O cantor reconhece falhas e propõe um sem fim de indagações, da primeira à última faixa, quando seus pensamentos intrusivos finalmente se dissipam. Como se soubesse que navega em águas salgadas e imprevisíveis, Apollo decide dar início à sua travessia com parcimônia e coloca só a ponta dos pés nesse oceano de incômodos através de “Be Careful With Me”, abertura que se deixa conduzir por riffs de guitarra acústica e uma batida de trap. Na incerteza de saber se o rapaz por quem está apaixonado sente o mesmo, repete o pronome “Me” 73 vezes, um discurso que reflete a prioridade dada à investigação das próprias emoções — um processo importante, mas nem sempre agradável, que o coloca como discípulo da amiga SZA.
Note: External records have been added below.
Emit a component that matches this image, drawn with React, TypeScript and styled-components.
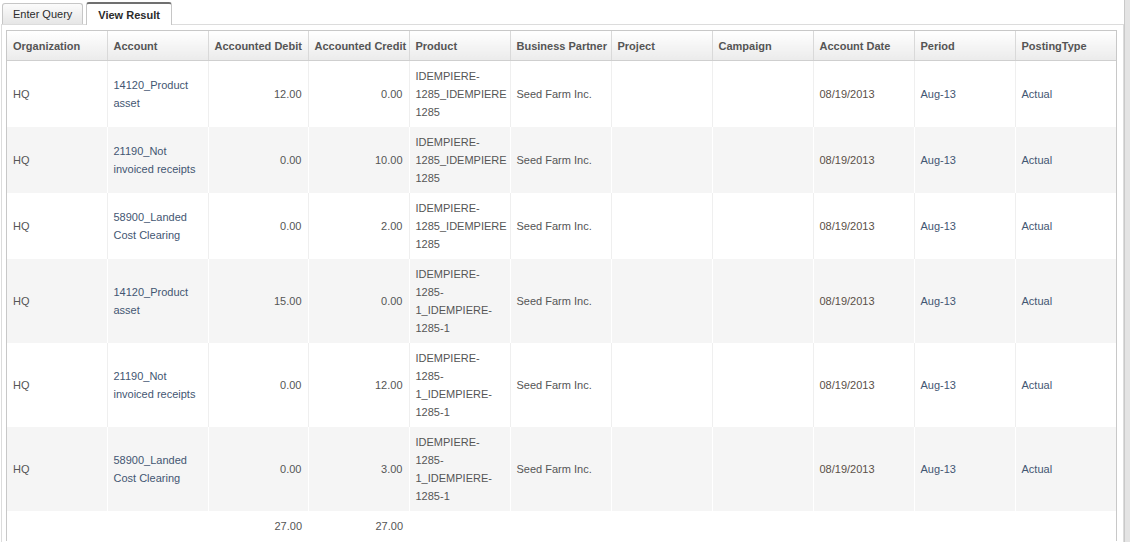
import styled, { createGlobalStyle } from "styled-components";

const GlobalStyle = createGlobalStyle`
  html, body {
    margin: 0;
    padding: 0;
    background: #fff;
  }
  body {
    font-family: "Liberation Sans", Arial, sans-serif;
    font-size: 11px;
  }
`;

type Tone = "plain" | "lookup" | "date";

type Line = {
  org: string;
  account: string;
  debit: string;
  credit: string;
  product: string;
  partner: string;
  date: string;
  period: string;
  posting: string;
};

const headers = [
  "Organization",
  "Account",
  "Accounted Debit",
  "Accounted Credit",
  "Product",
  "Business Partner",
  "Project",
  "Campaign",
  "Account Date",
  "Period",
  "PostingType",
];

// column widths, border included
const colWidths = [100, 101, 100, 101, 101, 101, 101, 101, 101, 101, 101];

const lines: Line[] = [
  { org: "HQ", account: "14120_Product asset", debit: "12.00", credit: "0.00", product: "IDEMPIERE-1285_IDEMPIERE 1285", partner: "Seed Farm Inc.", date: "08/19/2013", period: "Aug-13", posting: "Actual" },
  { org: "HQ", account: "21190_Not invoiced receipts", debit: "0.00", credit: "10.00", product: "IDEMPIERE-1285_IDEMPIERE 1285", partner: "Seed Farm Inc.", date: "08/19/2013", period: "Aug-13", posting: "Actual" },
  { org: "HQ", account: "58900_Landed Cost Clearing", debit: "0.00", credit: "2.00", product: "IDEMPIERE-1285_IDEMPIERE 1285", partner: "Seed Farm Inc.", date: "08/19/2013", period: "Aug-13", posting: "Actual" },
  { org: "HQ", account: "14120_Product asset", debit: "15.00", credit: "0.00", product: "IDEMPIERE-1285-1_IDEMPIERE-1285-1", partner: "Seed Farm Inc.", date: "08/19/2013", period: "Aug-13", posting: "Actual" },
  { org: "HQ", account: "21190_Not invoiced receipts", debit: "0.00", credit: "12.00", product: "IDEMPIERE-1285-1_IDEMPIERE-1285-1", partner: "Seed Farm Inc.", date: "08/19/2013", period: "Aug-13", posting: "Actual" },
  { org: "HQ", account: "58900_Landed Cost Clearing", debit: "0.00", credit: "3.00", product: "IDEMPIERE-1285-1_IDEMPIERE-1285-1", partner: "Seed Farm Inc.", date: "08/19/2013", period: "Aug-13", posting: "Actual" },
];

const Screen = styled.div`
  display: flex;
  height: 542px;
  overflow: hidden;
`;

const Main = styled.div`
  flex: 1;
  min-width: 0;
  display: flex;
  flex-direction: column;
`;

const ScrollEdge = styled.div`
  width: 5px;
  border-left: 1px solid #c9c9c9;
  background: #e4e4e4;
`;

const TabBar = styled.div`
  height: 24px;
  display: flex;
  align-items: flex-end;
  gap: 3px;
  padding-left: 2px;
`;

const Tab = styled.div<{ $active?: boolean }>`
  box-sizing: border-box;
  display: flex;
  align-items: center;
  height: ${(p) => (p.$active ? "23px" : "21px")};
  padding: 0 ${(p) => (p.$active ? "11px" : "10px")};
  margin-bottom: ${(p) => (p.$active ? "-1px" : "0")};
  border: 1px solid #c6c6c6;
  border-top: ${(p) => (p.$active ? "2px solid #707070" : "1px solid #c6c6c6")};
  border-bottom: none;
  border-radius: 3px 3px 0 0;
  background: ${(p) => (p.$active ? "#fff" : "linear-gradient(#fbfbfb, #e6e6e6)")};
  color: #2b2b2b;
  font-weight: ${(p) => (p.$active ? "bold" : "normal")};
  position: relative;
  z-index: 1;
  white-space: nowrap;
`;

const Panel = styled.div`
  flex: 1;
  margin-left: 1px;
  border: 1px solid #dcdcdc;
  border-bottom: none;
  padding: 5px 6px 0 4px;
`;

const GridFrame = styled.div`
  border: 1px solid #c8c8c8;
  border-bottom: none;
`;

const Table = styled.table`
  width: 100%;
  border-collapse: collapse;
  table-layout: fixed;
`;

const HeadCell = styled.th`
  height: 29px;
  padding: 0 6px;
  text-align: left;
  font-weight: bold;
  color: #555;
  white-space: nowrap;
  background: linear-gradient(#fff, #ebebeb);
  border-bottom: 1px solid #cfcfcf;
  border-left: 1px solid #d9d9d9;
  &:first-child {
    border-left: none;
  }
`;

const Row = styled.tr<{ $zebra: boolean }>`
  background: ${(p) => (p.$zebra ? "#f5f5f5" : "#fff")};
  & > td {
    border-left: 1px solid ${(p) => (p.$zebra ? "#fff" : "#efefef")};
  }
  & > td:first-child {
    border-left: none;
  }
`;

const toneColor: Record<Tone, string> = {
  plain: "#555",
  lookup: "#435672",
  date: "#5a5048",
};

const Cell = styled.td<{ $align?: "left" | "right"; $tone?: Tone }>`
  padding: 6px;
  line-height: 18px;
  vertical-align: middle;
  text-align: ${(p) => p.$align ?? "left"};
  color: ${(p) => toneColor[p.$tone ?? "plain"]};
`;

const FootRow = styled.tr`
  background: #fff;
`;

const FootCell = styled.td<{ $align?: "left" | "right" }>`
  padding: 6px;
  line-height: 18px;
  text-align: ${(p) => p.$align ?? "left"};
  color: #555;
`;

export default function App() {
  return (
    <>
      <GlobalStyle />
      <Screen>
        <Main>
          <TabBar>
            <Tab>Enter Query</Tab>
            <Tab $active>View Result</Tab>
          </TabBar>
          <Panel>
            <GridFrame>
              <Table>
                <colgroup>
                  {colWidths.map((w, i) => (
                    <col key={i} style={{ width: w }} />
                  ))}
                </colgroup>
                <thead>
                  <tr>
                    {headers.map((h) => (
                      <HeadCell key={h}>{h}</HeadCell>
                    ))}
                  </tr>
                </thead>
                <tbody>
                  {lines.map((l, i) => (
                    <Row key={i} $zebra={i % 2 === 1}>
                      <Cell>{l.org}</Cell>
                      <Cell $tone="lookup">{l.account}</Cell>
                      <Cell $align="right">{l.debit}</Cell>
                      <Cell $align="right">{l.credit}</Cell>
                      <Cell>{l.product}</Cell>
                      <Cell>{l.partner}</Cell>
                      <Cell></Cell>
                      <Cell></Cell>
                      <Cell $tone="date">{l.date}</Cell>
                      <Cell $tone="lookup">{l.period}</Cell>
                      <Cell $tone="lookup">{l.posting}</Cell>
                    </Row>
                  ))}
                  <FootRow>
                    <FootCell></FootCell>
                    <FootCell></FootCell>
                    <FootCell $align="right">27.00</FootCell>
                    <FootCell $align="right">27.00</FootCell>
                    <FootCell></FootCell>
                    <FootCell></FootCell>
                    <FootCell></FootCell>
                    <FootCell></FootCell>
                    <FootCell></FootCell>
                    <FootCell></FootCell>
                    <FootCell></FootCell>
                  </FootRow>
                </tbody>
              </Table>
            </GridFrame>
          </Panel>
        </Main>
        <ScrollEdge />
      </Screen>
    </>
  );
}
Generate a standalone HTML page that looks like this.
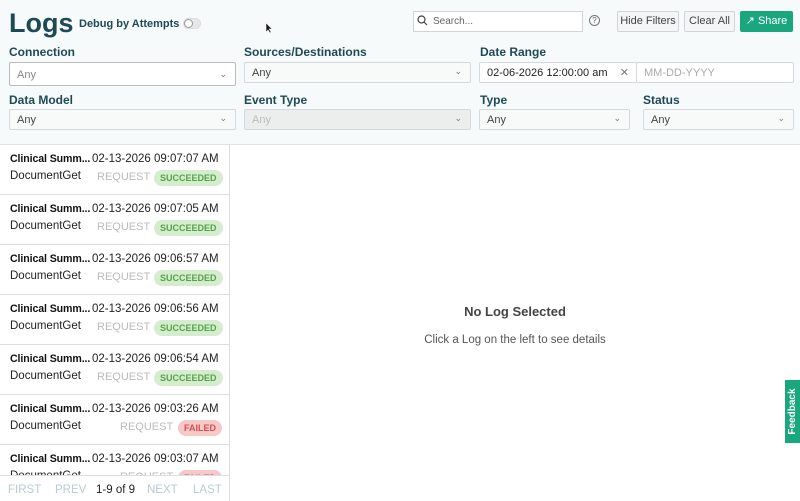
<!DOCTYPE html><html><head><style>
*{box-sizing:border-box;margin:0;padding:0}
body{width:800px;height:501px;overflow:hidden;background:#fff;font-family:"Liberation Sans",sans-serif;position:relative;color:#222}
.hdr{position:absolute;left:0;top:0;width:800px;height:145px;background:#f6fafb;border-bottom:1px solid #dde3e6}
.abs{position:absolute;white-space:nowrap}
.lbl{position:absolute;font-size:12px;font-weight:bold;color:#1e4a55}
.sel{position:absolute;height:21px;border:1px solid #d4d9dc;background:#f8f9f9;border-radius:2px;font-size:11px;color:#444;padding:4px 7px}
.sel .c{position:absolute;right:8px;top:3px;font-size:9px;color:#777}
.btn{position:absolute;top:11px;height:21px;border:1px solid #d0d5d8;background:#f3f5f6;font-size:11px;color:#444;text-align:center;line-height:19px;border-radius:2px}
.item{position:absolute;left:0;width:229px;height:50px;border-bottom:1px solid #dcdfe1}
.item span{white-space:nowrap}
.item .t{position:absolute;left:10px;top:8px;font-size:10.6px;font-weight:bold;color:#111;letter-spacing:-0.1px}
.item .d{position:absolute;left:92px;top:8px;font-size:11.5px;color:#222}
.item .n{position:absolute;left:10px;top:25px;font-size:11.5px;color:#222}
.item .r{position:absolute;top:26px;font-size:11px;color:#bbb}
.badge{position:absolute;top:25px;height:16px;border-radius:8px;font-size:9px;font-weight:bold;line-height:16px;padding:0 6px}
.s{background:#d6ecce;color:#52a547;left:154px}
.f{background:#f6c9c8;color:#d45050;left:178px}
</style></head><body>
<div class="hdr"></div>
<div class="abs" style="left:9px;top:8px;font-size:27px;font-weight:bold;color:#1e4a55">Logs</div>
<div class="abs" style="left:79px;top:18px;font-size:11px;font-weight:bold;color:#1e4a55">Debug by Attempts</div>
<div class="abs" style="left:183px;top:18px;width:18px;height:11px;border-radius:6px;background:#e6e9ea;border:1px solid #ddd"><div style="position:absolute;left:0;top:0;width:9px;height:9px;border-radius:50%;background:#fff;border:1px solid #999"></div></div>
<div class="abs" style="left:413px;top:11px;width:170px;height:21px;border:1px solid #d0d5d8;background:#fff;font-size:10px;color:#666;padding:4px 0 0 19px">Search...</div>
<svg class="abs" style="left:417px;top:15px" width="11" height="11"><circle cx="4.5" cy="4.5" r="3.5" fill="none" stroke="#444" stroke-width="1.2"/><path d="M7 7l3 3" stroke="#444" stroke-width="1.2"/></svg>
<div class="abs" style="left:589px;top:15px;width:11px;height:11px;border:1px solid #777;border-radius:50%;font-size:8px;text-align:center;line-height:9px;color:#666">?</div>
<div class="btn" style="left:617px;width:62px">Hide Filters</div>
<div class="btn" style="left:684px;width:51px">Clear All</div>
<div class="btn" style="left:740px;width:53px;background:#1aa77e;border-color:#1aa77e;color:#fff">&#x2197; Share</div>
<div class="lbl" style="left:9px;top:45px">Connection</div>
<div class="lbl" style="left:244px;top:45px">Sources/Destinations</div>
<div class="lbl" style="left:480px;top:45px">Date Range</div>
<div class="sel" style="left:9px;top:62px;width:227px;height:24px;background:#fff;border-color:#bbb;color:#888;padding-top:6px">Any<span class="c" style="top:6px">&#8964;</span></div>
<div class="sel" style="left:244px;top:62px;width:227px">Any<span class="c">&#8964;</span></div>
<div class="sel" style="left:479px;top:62px;width:158px;background:#fff;color:#222">02-06-2026 12:00:00 am<span class="c" style="font-size:11px;top:3px;right:7px">&#x2715;</span></div>
<div class="sel" style="left:636px;top:62px;width:158px;background:#fff;color:#aaa">MM-DD-YYYY</div>
<div class="lbl" style="left:9px;top:93px">Data Model</div>
<div class="lbl" style="left:244px;top:93px">Event Type</div>
<div class="lbl" style="left:480px;top:93px">Type</div>
<div class="lbl" style="left:643px;top:93px">Status</div>
<div class="sel" style="left:9px;top:109px;width:227px">Any<span class="c">&#8964;</span></div>
<div class="sel" style="left:244px;top:109px;width:227px;background:#eceeee;color:#bbb">Any<span class="c">&#8964;</span></div>
<div class="sel" style="left:479px;top:109px;width:151px">Any<span class="c">&#8964;</span></div>
<div class="sel" style="left:643px;top:109px;width:151px">Any<span class="c">&#8964;</span></div>
<div class="abs" style="left:229px;top:145px;width:1px;height:356px;background:#dcdfe1"></div>
<div class="item" style="top:145px"><span class="t">Clinical Summ...</span><span class="d">02-13-2026 09:07:07 AM</span><span class="n">DocumentGet</span><span class="r" style="left:97px">REQUEST</span><span class="badge s">SUCCEEDED</span></div>
<div class="item" style="top:195px"><span class="t">Clinical Summ...</span><span class="d">02-13-2026 09:07:05 AM</span><span class="n">DocumentGet</span><span class="r" style="left:97px">REQUEST</span><span class="badge s">SUCCEEDED</span></div>
<div class="item" style="top:245px"><span class="t">Clinical Summ...</span><span class="d">02-13-2026 09:06:57 AM</span><span class="n">DocumentGet</span><span class="r" style="left:97px">REQUEST</span><span class="badge s">SUCCEEDED</span></div>
<div class="item" style="top:295px"><span class="t">Clinical Summ...</span><span class="d">02-13-2026 09:06:56 AM</span><span class="n">DocumentGet</span><span class="r" style="left:97px">REQUEST</span><span class="badge s">SUCCEEDED</span></div>
<div class="item" style="top:345px"><span class="t">Clinical Summ...</span><span class="d">02-13-2026 09:06:54 AM</span><span class="n">DocumentGet</span><span class="r" style="left:97px">REQUEST</span><span class="badge s">SUCCEEDED</span></div>
<div class="item" style="top:395px"><span class="t">Clinical Summ...</span><span class="d">02-13-2026 09:03:26 AM</span><span class="n">DocumentGet</span><span class="r" style="left:120px">REQUEST</span><span class="badge f">FAILED</span></div>
<div class="item" style="top:445px;height:30px;overflow:hidden;border:none"><span class="t">Clinical Summ...</span><span class="d">02-13-2026 09:03:07 AM</span><span class="n">DocumentGet</span><span class="r" style="left:120px">REQUEST</span><span class="badge f">FAILED</span></div>
<div class="abs" style="left:0;top:475px;width:229px;height:26px;border-top:1px solid #dcdfe1;background:#fff;font-size:11.5px;color:#b8ccd0">
<span class="abs" style="left:8px;top:8px">FIRST</span><span class="abs" style="left:55px;top:8px">PREV</span><span class="abs" style="left:96px;top:8px;color:#222">1-9 of 9</span><span class="abs" style="left:147px;top:8px">NEXT</span><span class="abs" style="left:193px;top:8px">LAST</span></div>
<div class="abs" style="left:230px;top:304px;width:570px;text-align:center;font-size:13px;font-weight:bold;color:#444">No Log Selected</div>
<div class="abs" style="left:230px;top:334px;width:570px;text-align:center;font-size:11.5px;color:#555">Click a Log on the left to see details</div>
<div class="abs" style="left:785px;top:380px;width:15px;height:63px;background:#1aa77e"><div style="position:absolute;left:-24px;top:24px;width:63px;transform:rotate(-90deg);color:#fff;font-size:10px;font-weight:bold;text-align:center;line-height:15px">Feedback</div></div>
<svg class="abs" style="left:265px;top:22px" width="8" height="12"><path d="M1 1v9l2-2 2 3 1-1-2-3h3z" fill="#222" stroke="#fff" stroke-width=".5"/></svg>
</body></html>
Esquivo de melodramas, o cantor prefere fazer mosh no tumulto da indecisão, tema que permeia o single “Spite”. Trata-se de um retrato do naufrágio de suas concessões em uma relação à distância. A música ganha ritmo pela mescla de bateria e sintetizador que, bem-vinda, evoca a clássica estética hip-hop Lo-Fi, já tradicional em seu repertório, mas aqui empregada em um tom suavizado. “Odeio o fato de que ainda preciso de você na minha vida / Você é o único lugar para onde quero ir”, diz em um dos trechos.
Essa dualidade ainda encontra eco na herança mexicana de sua família. Se em Ivory (2022), primeiro álbum, Apollo decidiu interpretar um tema inteiro em espanhol, em God Said No isso fica em segundo plano. Uma vez que o idioma carrega consigo a pecha de ser intenso, só uma das estrofes de “Empty” é que o afoga na impossibilidade do diálogo. Ele tenta captar a atenção do outro em uma língua que não a sua. “Você me deixou vazio / Cantando em outro idioma para que me entenda / Não quero que saiba o quanto me dói / Não quero te ver / Quero tê-lo todos os dias”, defende-se, com a voz distorcida.
Na mesma onda chega “How”, canção com alma lado B em que o afastamento desemboca na fatigante obrigação de criar uma nova rotina. Entregue à carência, Apollo trai a própria consciência em “Against Me” ao abraçar a honestidade incorrigível do tesão. Recusando-se a aceitar que o destino não lhe reserva outra coisa além do fim, algo que consumará em “Done With You”, cai na pista com “Less of You”, um techno pop e sofisticado. “Queria que isso não fosse verdade/ A noite passada foi o nosso fim?/ Isso não é justo”, protela, dançando.
Certos de que se trata de um disco sobre término, seria natural imaginar que as baladas adquirem uma posição de protagonismo, ainda que o conjunto, em um discurso reincidente, acabe sendo um tanto moroso. Enquanto “While U Can” e “Plane Trees” não empolgam, “Life’s Unfair” aterrissa como um potencial hit radiofônico com moldes oitentistas. O R&B “Dispose of Me”, um exemplo de honestidade, dispensa aparatos técnicos ao posicionar o autor desarmado, mas também desprovido de paz. Se em momento Omar Apollo beija um estranho na tentativa de materializar seu velho amor, no outro cessa seus poderes ao afirmar: “Você está me fazendo sentir inseguro sobre coisas nas quais não pensava há anos”.
A certeza de estar à deriva atinge seu ápice em “Drifting”, canção etérea que, entre déjà vus, extingue horizontes. A ideia de atracar e, por que não, se refazer, só volta a ser cogitada em “Glow”, tímido encerramento que fala em cinzas e deixa claro que o autor não está pronto para seguir. Ao reconstruir diálogos e projetar cenários na tentativa de salvar um coração, God Said No, para além das obviedades românticas, dos artistas fabricados e das métricas malucas, abraça o sofrimento de um jeito singular, mostrando que sofrer é também estar vivo.